Positive ocean news: January 2023 edition
4 minute read
Here's a roundup of the latest positive ocean stories from the past month, including protected Irish seas, penguins spotted from space, and a solution to microplastic pollution.
Additional 3 million hectares of Irish Seas to be protected
Credit: National Geographic
Ireland has announced the designation of two new marine protected areas, spanning seven million hectares which will increase the country’s MPA coverage from 2.1% to 8.3%.
The MPAs are home to a diverse range of marine life, such as reefs, corals, fish, whales, dolphins, and rays, which will now be protected and given the best opportunity to thrive.
The move comes as the Irish Government approved new legislation which enables the country to designate nationally based MPAs, which will help Ireland to meet it commitment to protect 30% of its seas by 2030.
Read the full article on the Oceanographic website
Welsh ocean literacy project awarded major funding
Credit: Neil Mark Thomas
The Marine Conservation Society has received £244,000 from the Nature Networks Fund to undertake an Ocean Literacy project in North East Wales.
The project, called Hiraeth Yn Y Môr, aims to grow ocean literacy through upskilling and empowering those in local communities and will begin in April 2023. Embedding the Well-being of Future Generations Act, the project will evaluate the impact of the ocean on people’s mental health and wellbeing, and the sustainability of one of our largest natural assets - the ocean.
Nature Networks Fund is being delivered by Heritage Lottery Fund on behalf of Welsh Government.
New colony of 500 penguins discovered from space
Credit: Jason Row
Satellite imagery revealed a colony of 500 emperor penguins living on the coast of West Antarctica, bringing the total number of colonies to 66.
The recent discovery was a welcome one, with the species facing threat as Antarctica continues to warm and the sea ice which the penguins call ‘home’ melts.
Scientists from the British Antarctic Survey have been analysing satellite imagery to identify new penguin colonies for 15 years, and the technology has helped identify half of the known colonies.
Whilst 500 penguins sounds like an impressive amount, this is in fact a small colony in terms of emperor penguins, which typically live in colonies of 5,000-10,000.

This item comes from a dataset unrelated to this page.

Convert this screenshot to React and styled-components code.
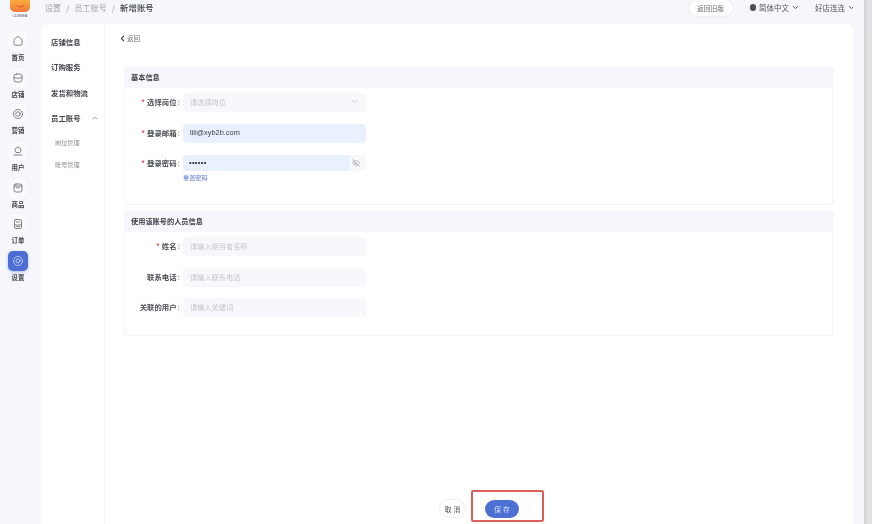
import React from "react";
import styled, { createGlobalStyle } from "styled-components";
import { ChevronDown, ChevronLeft, ChevronUp, EyeOff } from "lucide-react";

const Global = createGlobalStyle`
  html, body { margin: 0; padding: 0; width: 872px; height: 524px; overflow: hidden; background: #f6f7fc; }
  * { box-sizing: border-box; }
  #root { width: 872px; height: 524px; }
`;

const Page = styled.div`
  display: flex; width: 872px; height: 524px; overflow: hidden; background: #f6f7fc;
  font-family: "Noto Sans CJK SC", "Liberation Sans", sans-serif; color: #3c4048;
  filter: blur(0.5px);
`;
const Sidebar = styled.aside`
  width: 41px; flex: none; display: flex; flex-direction: column; align-items: center;
`;
const Logo = styled.div`
  width: 20px; height: 12px; margin-left: -1px; border-radius: 0 0 5px 5px;
  background: linear-gradient(180deg, #f8aa3c, #f2793a); display: flex; align-items: center; justify-content: center;
`;
const LogoText = styled.div`
  height: 6px; margin: 1px 0 12px -1px; font-size: 3.6px; line-height: 6px; color: #555; font-weight: 500;
  font-family: "Liberation Sans", sans-serif;
`;
const SideItem = styled.div`
  height: 36.7px; display: flex; flex-direction: column; align-items: center; margin-left: -5px;
`;
const Tile = styled.div`
  width: 20px; height: 20px; border-radius: 5px; display: flex; align-items: center; justify-content: center;
  background: ${p => (p.$active ? "#4c6dd3" : "#f9fafe")};
  color: ${p => (p.$active ? "#c8d3f5" : "#6b6f76")};
  box-shadow: ${p => (p.$active ? "0 1px 3px rgba(76,109,211,.45)" : "0 0 2px rgba(120,130,160,.1)")};
`;
const SideLabel = styled.div`
  margin-top: 2px; font-size: 6.4px; line-height: 9px; color: #3f434a; font-weight: 600;
`;
const Main = styled.div`
  width: 812px; flex: none; display: flex; flex-direction: column;
`;
const TopBar = styled.header`
  height: 24px; flex: none; display: flex; align-items: flex-start; font-size: 8px; line-height: 15px;
`;
const Crumbs = styled.nav`
  margin-left: 4px; flex: 1; display: flex; gap: 5px; letter-spacing: .1px; color: #a0a4ab;
`;
const CrumbNow = styled.span`
  color: #3f434a; font-weight: 500; font-size: 8.3px;
`;
const OldButton = styled.div`
  width: 44px; height: 16px; border-radius: 8px; background: #fff; text-align: center; font-size: 6.8px;
  line-height: 16px; color: #6a6e75; box-shadow: 0 0 2px rgba(80,90,120,.18); margin-right: 17px;
`;
const Menu = styled.div`
  display: flex; align-items: center; gap: 2px; height: 15px; font-size: 7.5px; color: #55595f; margin-right: ${p => p.$gap}px;
`;
const Dot = styled.span`
  width: 6.5px; height: 6.5px; border-radius: 50%; background: #4a4e58; margin-right: 1px;
`;
const Panel = styled.main`
  flex: 1; display: flex; background: #fff; border-radius: 7px 7px 0 0; min-height: 0;
`;
const SubNav = styled.nav`
  width: 64px; flex: none; border-right: 1px solid #f5f6f9; padding: 12px 0 0 10px;
`;
const NavItem = styled.div`
  height: 25.4px; font-size: 7.4px; line-height: 11px; font-weight: 600; color: #42464d; display: flex; gap: 10px;
`;
const NavChild = styled.div`
  height: 22px; padding: 0 0 0 4px; font-size: 6.2px; line-height: 10px; color: #8d9197;
`;
const Content = styled.section`
  flex: 1; display: flex; flex-direction: column; padding: 9px 20px 0 19px; min-width: 0;
`;
const Back = styled.div`
  height: 10px; margin-left: -6px; display: flex; align-items: center; font-size: 6.6px; color: #6d7177;
  margin-bottom: 24px;
`;
const Card = styled.div`
  height: ${p => p.$h}px; flex: none; border: 1px solid #f3f4f8; border-radius: 3px; margin-bottom: 6px; overflow: hidden;
`;
const CardHead = styled.div`
  height: 20px; background: #f6f7fb; padding-left: 6px; font-size: 7.2px; font-weight: 700; line-height: 19px; color: #3c4048;
`;
const Rows = styled.div`
  padding-top: ${p => p.$top}px; display: flex; flex-direction: column;
`;
const Row = styled.div`
  display: flex; align-items: flex-start; height: ${p => p.$h}px;
`;
const Label = styled.label`
  width: 58px; flex: none; text-align: right; padding-top: ${p => p.$pt || 3}px; padding-right: 3px; font-size: 7.4px; line-height: 11px; color: #4b4f56; font-weight: 600;
`;
const Star = styled.span`
  color: #e5525c; margin-right: 2px;
`;
const Colon = styled.span`
  color: #a7abb2; margin-left: 1px;
`;
const Field = styled.div`
  width: ${p => p.$w || 183}px; height: ${p => p.$h || 19}px; padding: 0 7px 2px; border-radius: 4px; display: flex; align-items: center; justify-content: space-between;
  font-size: ${p => (p.$value ? 7.4 : 7.2)}px; color: ${p => (p.$value ? "#3d4046" : "#c3c6cc")}; background: ${p => (p.$value ? "#e9f1fe" : "#f7f8fb")};
  font-family: ${p => (p.$value ? '"Liberation Sans", sans-serif' : "inherit")};
`;
const PasswordWrap = styled.div`
  width: 183px; display: flex; flex-direction: column;
`;
const PasswordBox = styled.div`
  height: 16px; border-radius: 4px; background: #f7f8fb; display: flex; align-items: center; color: #909399;
`;
const PasswordValue = styled.div`
  width: 167px; height: 16px; padding-left: 6px; background: #e9f1fe; border-radius: 4px 0 0 4px; color: #30343a;
  font: 700 7.5px/16px "Liberation Sans", sans-serif; letter-spacing: .3px; margin-right: 2px;
`;
const ResetLink = styled.a`
  font-size: 6.2px; line-height: 9px; color: #5b78cf; margin-top: 2px;
`;
const Spacer = styled.div`
  flex: 1;
`;
const Footer = styled.footer`
  height: 35px; flex: none; display: flex; align-items: flex-start; justify-content: flex-start; padding: 1px 0 0 315px;
`;
const CancelButton = styled.button`
  width: 27px; height: 19px; margin: 9px 0 0 0; padding: 0; border: 1px solid #eeeff3; border-radius: 10px; background: #fff; color: #62666c;
  font: 500 6.8px "Noto Sans CJK SC", sans-serif; letter-spacing: 2px; text-indent: 2px;
`;
const Highlight = styled.div`
  position: relative; width: 73px; height: 32px; margin-left: 5px; border: 2px solid #dc5f5c; border-radius: 2px; padding: 8px 0 0 12px;
  background: #fff;
`;
const SaveButton = styled.button`
  display: block; width: 34px; height: 18px; padding: 0; border: 0; border-radius: 9px; background: #4d70d3; color: #c9d4f5;
  font: 500 6.8px "Noto Sans CJK SC", sans-serif; letter-spacing: 2px; text-indent: 2px;
`;
const Gutter = styled.div`
  width: 11px; flex: none; background: #f7f7fd;
`;
const Edge = styled.div`
  width: 8px; flex: none; background: linear-gradient(90deg, #cfcfd1, #e3e3e5 45%, #dedee0);
`;

const stroke = { fill: "none", stroke: "currentColor", strokeWidth: 1.7, strokeLinecap: "round", strokeLinejoin: "round" };
const icons = {
  home: <path d="M4 10c0-2 5-6.500 8-6.500S20 8 20 10v8a2.500 2.500 0 0 1-2.500 2.500h-11A2.500 2.500 0 0 1 4 18Z" />,
  shop: <><rect x="4" y="4" width="16" height="16" rx="5" /><path d="M4 11c4 2 12 2 16 0" /></>,
  market: <><circle cx="12" cy="12" r="9" /><circle cx="12" cy="12" r="4.500" /></>,
  user: <><path d="M7.500 14.500a6 6 0 1 1 9 0Z" /><path d="M4 20h16" /></>,
  goods: <><rect x="4" y="4" width="16" height="16" rx="4" /><path d="M8 10c1 3 7 3 8 0M4 8h16" /></>,
  order: <><rect x="5" y="3" width="14" height="18" rx="3" /><path d="M5 14h14M9 8h6M9 17h6" /></>,
  settings: <><circle cx="12" cy="12" r="9" /><circle cx="12" cy="12" r="4" /></>,
};
const Icon = ({ name }) => <svg width="12" height="12" viewBox="0 0 24 24" {...stroke}>{icons[name]}</svg>;

const sideItems = [
  ["home", "首页"], ["shop", "店铺"], ["market", "营销"], ["user", "用户"],
  ["goods", "商品"], ["order", "订单"], ["settings", "设置", true],
];

export default function App() {
  return (
    <Page>
      <Global />
      <Sidebar>
        <Logo>
          <svg width="9" height="4" viewBox="0 0 9 4"><path d="M1 1c1.200 2.400 5.800 2.400 7 0" fill="none" stroke="#e0452f" strokeWidth="1" /></svg>
        </Logo>
        <LogoText>CDSBEA</LogoText>
        {sideItems.map(([icon, label, active]) => (
          <SideItem key={label}>
            <Tile $active={active}><Icon name={icon} /></Tile>
            <SideLabel>{label}</SideLabel>
          </SideItem>
        ))}
      </Sidebar>
      <Main>
        <TopBar>
          <Crumbs>
            <span>设置</span><span>/</span><span>员工账号</span><span>/</span><CrumbNow>新增账号</CrumbNow>
          </Crumbs>
          <OldButton>返回旧版</OldButton>
          <Menu $gap={15}><Dot />简体中文<ChevronDown size={9} strokeWidth={2.6} /></Menu>
          <Menu $gap={-3}>好店连连<ChevronDown size={9} strokeWidth={2.6} /></Menu>
        </TopBar>
        <Panel>
          <SubNav>
            <NavItem>店铺信息</NavItem>
            <NavItem>订购服务</NavItem>
            <NavItem>发货和物流</NavItem>
            <NavItem>员工账号<ChevronUp size={8} color="#70747a" style={{ marginTop: 2 }} /></NavItem>
            <NavChild>岗位管理</NavChild>
            <NavChild>账号管理</NavChild>
          </SubNav>
          <Content>
            <Back><ChevronLeft size={9} strokeWidth={3} color="#3f434a" />返回</Back>
            <Card $h={138}>
              <CardHead>基本信息</CardHead>
              <Rows $top={5}>
                <Row $h={31}>
                  <Label><Star>*</Star>选择岗位<Colon>:</Colon></Label>
                  <Field>请选择岗位<ChevronDown size={9} color="#b9bcc3" /></Field>
                </Row>
                <Row $h={31}>
                  <Label><Star>*</Star>登录邮箱<Colon>:</Colon></Label>
                  <Field $value>lili@xyb2b.com</Field>
                </Row>
                <Row $h={40}>
                  <Label $pt={2}><Star>*</Star>登录密码<Colon>:</Colon></Label>
                  <PasswordWrap>
                    <PasswordBox>
                      <PasswordValue>••••••</PasswordValue>
                      <EyeOff size={8} />
                    </PasswordBox>
                    <ResetLink>重置密码</ResetLink>
                  </PasswordWrap>
                </Row>
              </Rows>
            </Card>
            <Card $h={125}>
              <CardHead>使用该账号的人员信息</CardHead>
              <Rows $top={5}>
                <Row $h={31}>
                  <Label><Star>*</Star>姓名<Colon>:</Colon></Label>
                  <Field>请输入使用者名称</Field>
                </Row>
                <Row $h={30}>
                  <Label>联系电话<Colon>:</Colon></Label>
                  <Field>请输入联系电话</Field>
                </Row>
                <Row $h={30}>
                  <Label>关联的用户<Colon>:</Colon></Label>
                  <Field $w={184}>请输入关键词</Field>
                </Row>
              </Rows>
            </Card>
            <Spacer />
            <Footer>
              <CancelButton>取消</CancelButton>
              <Highlight><SaveButton>保存</SaveButton></Highlight>
            </Footer>
          </Content>
        </Panel>
      </Main>
      <Gutter />
      <Edge />
    </Page>
  );
}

Read the full article on the Sky News website
Argentina’s largest carbon sinks gets permanent protection
Credit: Alison Moore
The Argentinian Government has approved a law which will permanently protect the Mitre Peninsula, which includes 186,000 hectares of sea. The region is home to over 30% of the country’s kelp forests, which capture and store a vast amount of carbon dioxide from the atmosphere, as well as welcoming large populations of marine animals.
Some areas of the Peninsula will be protected from all forms of human activity, including tourism, and over a quarter of the marine protected area will also be a no-take zone – meaning that all extractive activities such as drilling, mining, and fishing are prohibited.

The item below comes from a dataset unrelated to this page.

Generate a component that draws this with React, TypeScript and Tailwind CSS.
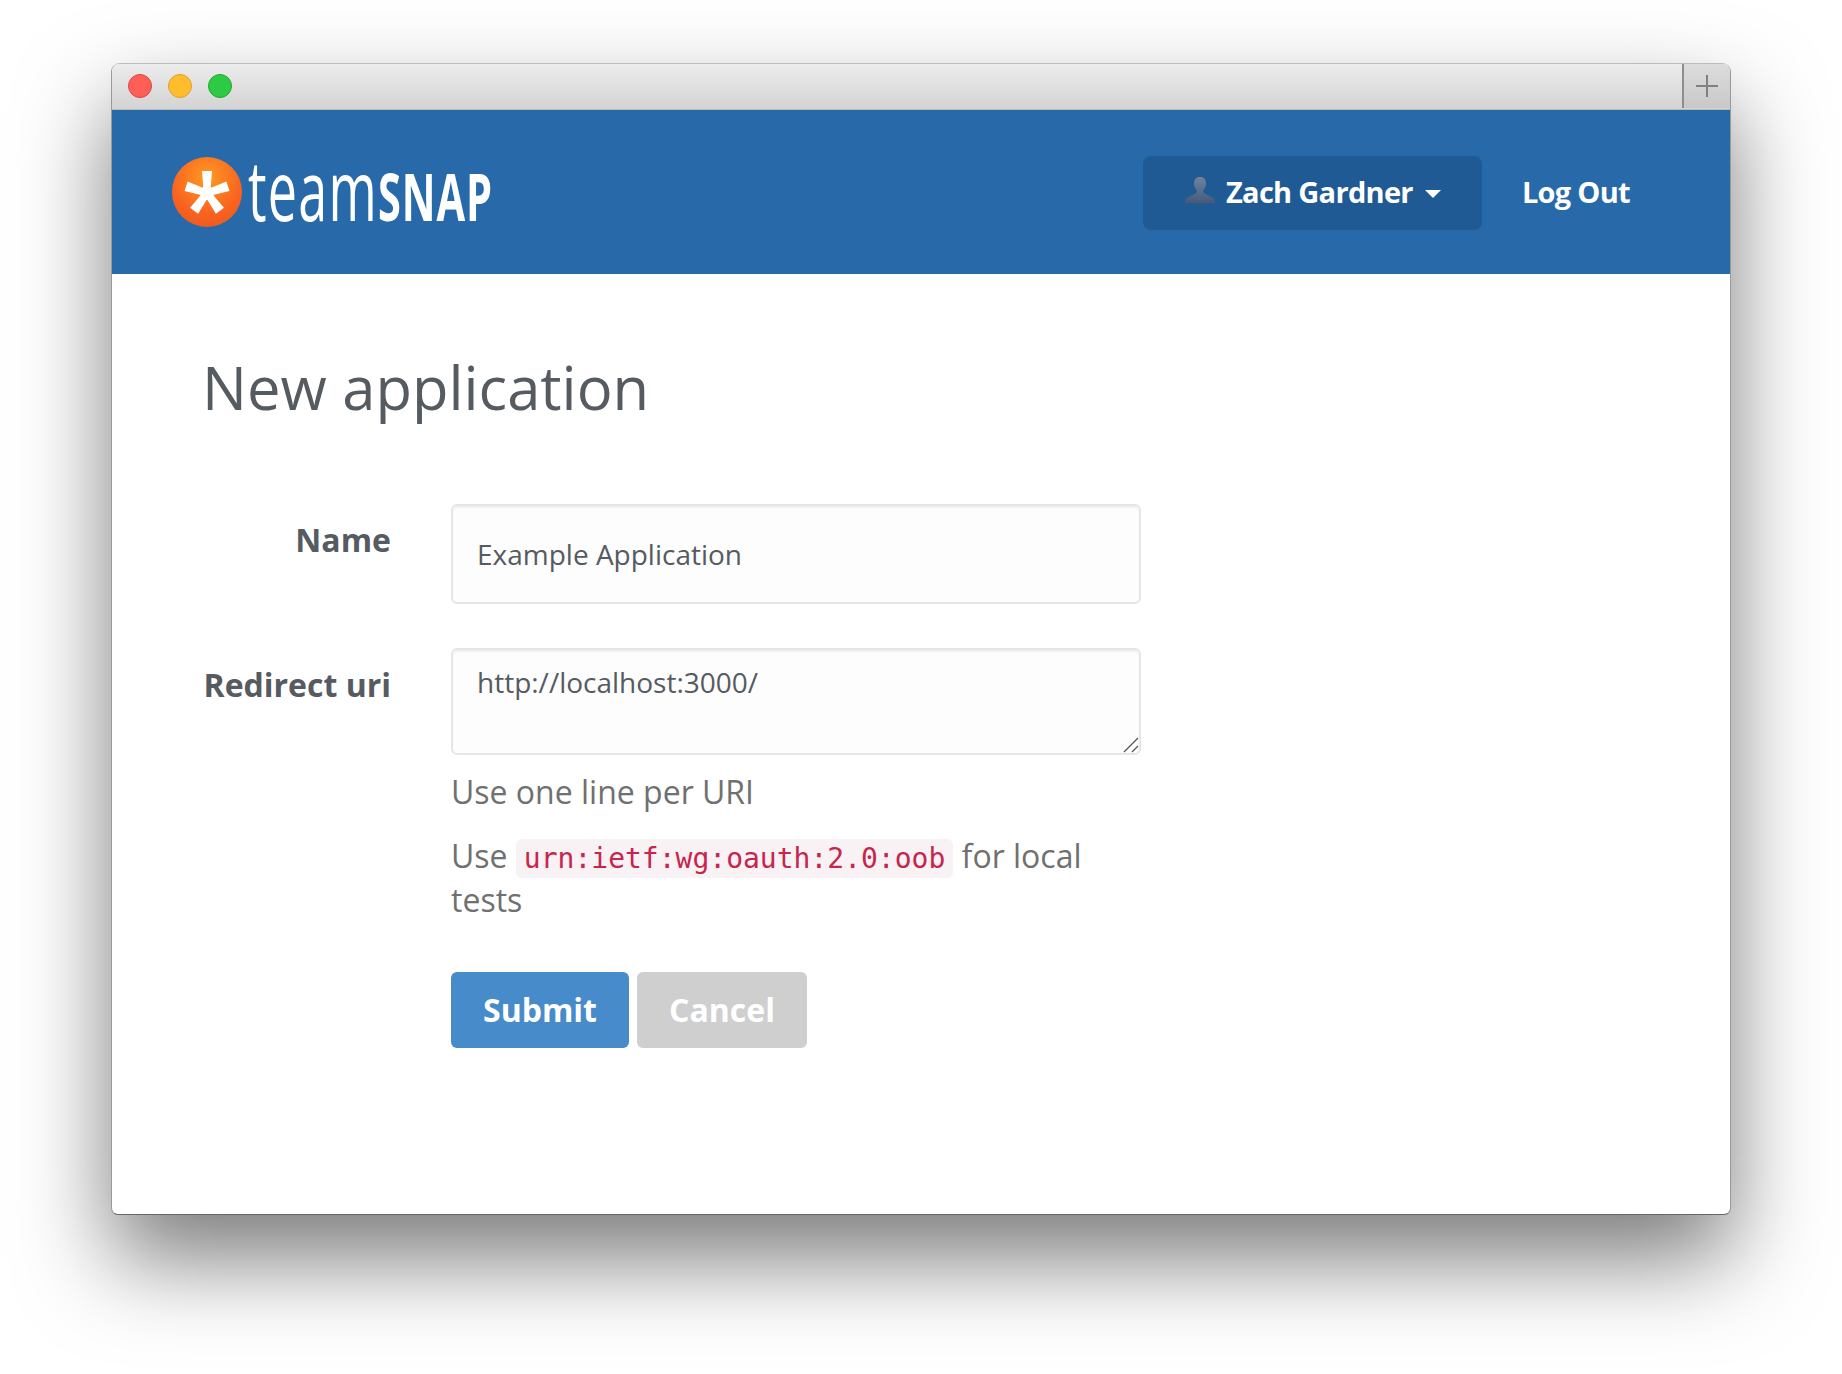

Read the full article on the Mongabay website
Advances in removing microplastics from water
Credit: Dotted Yeti
Australian researchers have discovered a way to remove microplastics from water using magnets.

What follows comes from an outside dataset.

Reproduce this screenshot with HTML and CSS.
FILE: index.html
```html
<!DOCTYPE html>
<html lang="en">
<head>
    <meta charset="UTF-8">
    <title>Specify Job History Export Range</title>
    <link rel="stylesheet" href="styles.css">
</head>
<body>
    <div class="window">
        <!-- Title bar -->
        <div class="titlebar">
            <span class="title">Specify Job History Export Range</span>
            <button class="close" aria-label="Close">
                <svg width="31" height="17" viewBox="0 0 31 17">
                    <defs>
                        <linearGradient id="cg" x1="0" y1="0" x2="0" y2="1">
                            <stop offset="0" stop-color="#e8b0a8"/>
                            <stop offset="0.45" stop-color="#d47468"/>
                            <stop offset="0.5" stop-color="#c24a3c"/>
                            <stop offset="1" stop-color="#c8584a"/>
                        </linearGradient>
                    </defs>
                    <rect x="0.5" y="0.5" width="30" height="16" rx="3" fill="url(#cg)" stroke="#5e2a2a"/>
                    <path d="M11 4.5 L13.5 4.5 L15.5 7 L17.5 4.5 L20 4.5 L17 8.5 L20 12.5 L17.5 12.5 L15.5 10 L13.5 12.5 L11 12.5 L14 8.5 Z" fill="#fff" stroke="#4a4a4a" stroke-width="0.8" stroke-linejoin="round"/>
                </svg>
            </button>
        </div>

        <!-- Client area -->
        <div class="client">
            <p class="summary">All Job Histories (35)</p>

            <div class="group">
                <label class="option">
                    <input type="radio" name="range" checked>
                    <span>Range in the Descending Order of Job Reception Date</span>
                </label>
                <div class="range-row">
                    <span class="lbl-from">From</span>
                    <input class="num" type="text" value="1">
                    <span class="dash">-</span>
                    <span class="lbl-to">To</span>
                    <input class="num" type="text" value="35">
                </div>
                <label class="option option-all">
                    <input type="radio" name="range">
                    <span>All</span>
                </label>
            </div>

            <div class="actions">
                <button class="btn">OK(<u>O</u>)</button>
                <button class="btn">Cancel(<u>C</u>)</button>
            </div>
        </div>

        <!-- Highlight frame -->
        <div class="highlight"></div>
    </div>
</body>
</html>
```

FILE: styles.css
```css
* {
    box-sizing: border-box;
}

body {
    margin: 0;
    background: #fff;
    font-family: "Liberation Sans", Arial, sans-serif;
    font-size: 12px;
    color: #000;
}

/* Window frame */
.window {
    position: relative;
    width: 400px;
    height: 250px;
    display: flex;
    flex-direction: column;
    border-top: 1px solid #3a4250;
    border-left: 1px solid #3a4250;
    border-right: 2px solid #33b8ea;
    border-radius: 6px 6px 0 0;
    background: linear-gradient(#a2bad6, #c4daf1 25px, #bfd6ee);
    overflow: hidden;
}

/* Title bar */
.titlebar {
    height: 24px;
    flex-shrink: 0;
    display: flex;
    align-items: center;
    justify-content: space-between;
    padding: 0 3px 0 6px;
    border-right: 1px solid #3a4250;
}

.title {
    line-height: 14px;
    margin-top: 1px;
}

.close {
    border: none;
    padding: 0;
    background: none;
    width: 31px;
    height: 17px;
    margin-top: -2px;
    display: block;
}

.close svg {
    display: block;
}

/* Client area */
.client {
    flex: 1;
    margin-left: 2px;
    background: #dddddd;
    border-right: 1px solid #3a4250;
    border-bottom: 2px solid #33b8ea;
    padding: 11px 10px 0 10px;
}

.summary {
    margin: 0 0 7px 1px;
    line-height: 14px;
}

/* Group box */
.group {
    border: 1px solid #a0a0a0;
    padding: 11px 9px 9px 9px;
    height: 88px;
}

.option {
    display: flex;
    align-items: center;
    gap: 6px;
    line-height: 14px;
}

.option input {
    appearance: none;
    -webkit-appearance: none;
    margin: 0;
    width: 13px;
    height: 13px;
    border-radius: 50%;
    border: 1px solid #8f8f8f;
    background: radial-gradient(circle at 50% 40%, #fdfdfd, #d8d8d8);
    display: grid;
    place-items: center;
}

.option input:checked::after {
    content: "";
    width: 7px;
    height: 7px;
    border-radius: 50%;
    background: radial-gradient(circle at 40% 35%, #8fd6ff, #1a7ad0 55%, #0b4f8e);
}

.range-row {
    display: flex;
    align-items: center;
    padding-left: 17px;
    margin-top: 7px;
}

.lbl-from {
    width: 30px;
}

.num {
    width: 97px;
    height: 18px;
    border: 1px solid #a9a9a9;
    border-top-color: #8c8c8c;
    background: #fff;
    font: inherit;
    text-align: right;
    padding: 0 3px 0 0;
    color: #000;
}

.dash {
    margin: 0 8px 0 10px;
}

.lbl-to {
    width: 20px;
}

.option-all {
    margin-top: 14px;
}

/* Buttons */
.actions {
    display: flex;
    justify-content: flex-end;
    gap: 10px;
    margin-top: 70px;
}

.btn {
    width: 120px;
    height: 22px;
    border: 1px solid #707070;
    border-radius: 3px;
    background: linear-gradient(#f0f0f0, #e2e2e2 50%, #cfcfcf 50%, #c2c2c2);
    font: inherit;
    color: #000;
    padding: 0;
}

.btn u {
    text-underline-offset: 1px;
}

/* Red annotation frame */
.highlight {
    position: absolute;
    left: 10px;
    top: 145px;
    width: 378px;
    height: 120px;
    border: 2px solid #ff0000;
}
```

The process, which takes under an hour, uses a powdered adsorbent which attracts microplastics when added to water. As the absorbent is made with nanomaterials containing iron, magnets can then be used to easily separate it, along with the pollutants it attracts, from water.
This method can remove microplastics 1,000 times smaller than those wastewater treatment plants can detect. Made from recycled waste and reusable, this is good news for the ocean, environment, and circular economy.
Meanwhile, another method which can remove over 99.9% of microplastics and other pollutants from water was discovered in South Korea.
The technique involves a filter made from a substance called covalent triazene framework (CTF) and takes only ten seconds. Due to its large surface area and porous nature, CTF has plenty of space to store molecules it captures from the water. The material can also be recycled multiple times without losing its effectiveness, making it more economically efficient.
Read the full article on Interesting Engineering
Indonesia plans marine protected areas for Maluku Islands
Credit: Jody A. Khomaro
Following its designation of five marine protected areas last year, Indonesia has announced plans to designate further marine protected areas (MPAs) on the Maluku Islands – an area renowned for its corals and reef fish.
Funding has already been secured for an MPA in the northern waters of the Buru district, with plans to designate southern waters as a conservation zone, which will help Indonesia reach its target of conserving 10% of its territorial resources by 2030.
In efforts to preserve natural resources and protect marine life in the areas, only traditional and small-scale fishers using sustainable fishing equipment will be permitted to operate in the MPAs.